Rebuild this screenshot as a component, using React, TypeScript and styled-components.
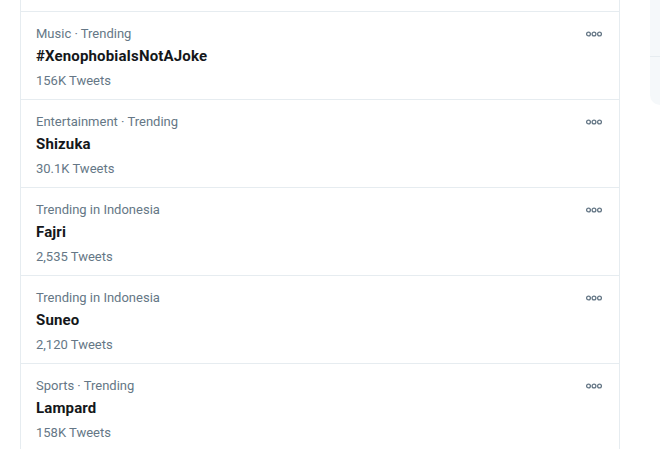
import React from "react";
import styled, { createGlobalStyle } from "styled-components";

const GlobalStyle = createGlobalStyle`
  body {
    margin: 0;
    background: #fff;
    font-family: Roboto, "Liberation Sans", sans-serif;
    overflow: hidden;
  }
`;

const Page = styled.div`
  display: flex;
  align-items: flex-start;
  padding-left: 20px;
  height: 449px;
`;

const Column = styled.div`
  width: 600px;
  border-left: 1px solid #e6ecf0;
  border-right: 1px solid #e6ecf0;
  box-sizing: border-box;
  min-height: 449px;
`;

const Cut = styled.div`
  height: 11px;
  border-bottom: 1px solid #e6ecf0;
`;

const Item = styled.div`
  display: flex;
  justify-content: space-between;
  padding: 12px 17px 8px 15px;
  border-bottom: 1px solid #e6ecf0;
`;

const Meta = styled.div`
  font-size: 13px;
  line-height: 20px;
  color: #657786;
`;

const Title = styled.div`
  margin-top: 2px;
  font-size: 15px;
  line-height: 20px;
  font-weight: 700;
  letter-spacing: 0.15px;
  color: #14171a;
`;

const Count = styled(Meta)`
  margin-top: 5px;
`;

const More = styled.div`
  width: 16px;
  height: 20px;
  display: flex;
  align-items: center;
  justify-content: center;
  color: #657786;
`;

const Side = styled.div`
  margin-left: 30px;
  flex: 1;
  height: 105px;
  background: #f5f8fa;
  border-radius: 0 0 0 14px;
`;

const SideRow = styled.div`
  height: 56px;
  border-bottom: 1px solid #e6ecf0;
`;

const Dots = () => (
  <svg width="16" height="6" viewBox="0 0 16 6">
    {[2.5, 8, 13.5].map(x => (
      <circle key={x} cx={x} cy="3" r="1.9" fill="none" stroke="currentColor" strokeWidth="1.3" />
    ))}
  </svg>
);

const trends = [
  { meta: "Music · Trending", name: "#XenophobiaIsNotAJoke", count: "156K Tweets" },
  { meta: "Entertainment · Trending", name: "Shizuka", count: "30.1K Tweets" },
  { meta: "Trending in Indonesia", name: "Fajri", count: "2,535 Tweets" },
  { meta: "Trending in Indonesia", name: "Suneo", count: "2,120 Tweets" },
  { meta: "Sports · Trending", name: "Lampard", count: "158K Tweets" },
];

export default function App() {
  return (
    <>
      <GlobalStyle />
      <Page>
        <Column>
          <Cut />
          {trends.map(t => (
            <Item key={t.name}>
              <div>
                <Meta>{t.meta}</Meta>
                <Title>{t.name}</Title>
                <Count>{t.count}</Count>
              </div>
              <More><Dots /></More>
            </Item>
          ))}
        </Column>
        <Side>
          <SideRow />
        </Side>
      </Page>
    </>
  );
}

(Prompt): Leave the pictures out, and print every line of the listing exactly as written.

(Exercise response):
Rebuild this screenshot as a component, using React, TypeScript and styled-components.
import React from "react";
import styled, { createGlobalStyle } from "styled-components";

const GlobalStyle = createGlobalStyle`
  body {
    margin: 0;
    background: #fff;
    font-family: Roboto, "Liberation Sans", sans-serif;
    overflow: hidden;
  }
`;

const Page = styled.div`
  display: flex;
  align-items: flex-start;
  padding-left: 20px;
  height: 449px;
`;

const Column = styled.div`
  width: 600px;
  border-left: 1px solid #e6ecf0;
  border-right: 1px solid #e6ecf0;
  box-sizing: border-box;
  min-height: 449px;
`;

const Cut = styled.div`
  height: 11px;
  border-bottom: 1px solid #e6ecf0;
`;

const Item = styled.div`
  display: flex;
  justify-content: space-between;
  padding: 12px 17px 8px 15px;
  border-bottom: 1px solid #e6ecf0;
`;

const Meta = styled.div`
  font-size: 13px;
  line-height: 20px;
  color: #657786;
`;

const Title = styled.div`
  margin-top: 2px;
  font-size: 15px;
  line-height: 20px;
  font-weight: 700;
  letter-spacing: 0.15px;
  color: #14171a;
`;

const Count = styled(Meta)`
  margin-top: 5px;
`;

const More = styled.div`
  width: 16px;
  height: 20px;
  display: flex;
  align-items: center;
  justify-content: center;
  color: #657786;
`;

const Side = styled.div`
  margin-left: 30px;
  flex: 1;
  height: 105px;
  background: #f5f8fa;
  border-radius: 0 0 0 14px;
`;

const SideRow = styled.div`
  height: 56px;
  border-bottom: 1px solid #e6ecf0;
`;

const Dots = () => (
  <svg width="16" height="6" viewBox="0 0 16 6">
    {[2.5, 8, 13.5].map(x => (
      <circle key={x} cx={x} cy="3" r="1.9" fill="none" stroke="currentColor" strokeWidth="1.3" />
    ))}
  </svg>
);

const trends = [
  { meta: "Music · Trending", name: "#XenophobiaIsNotAJoke", count: "156K Tweets" },
  { meta: "Entertainment · Trending", name: "Shizuka", count: "30.1K Tweets" },
  { meta: "Trending in Indonesia", name: "Fajri", count: "2,535 Tweets" },
  { meta: "Trending in Indonesia", name: "Suneo", count: "2,120 Tweets" },
  { meta: "Sports · Trending", name: "Lampard", count: "158K Tweets" },
];

export default function App() {
  return (
    <>
      <GlobalStyle />
      <Page>
        <Column>
          <Cut />
          {trends.map(t => (
            <Item key={t.name}>
              <div>
                <Meta>{t.meta}</Meta>
                <Title>{t.name}</Title>
                <Count>{t.count}</Count>
              </div>
              <More><Dots /></More>
            </Item>
          ))}
        </Column>
        <Side>
          <SideRow />
        </Side>
      </Page>
    </>
  );
}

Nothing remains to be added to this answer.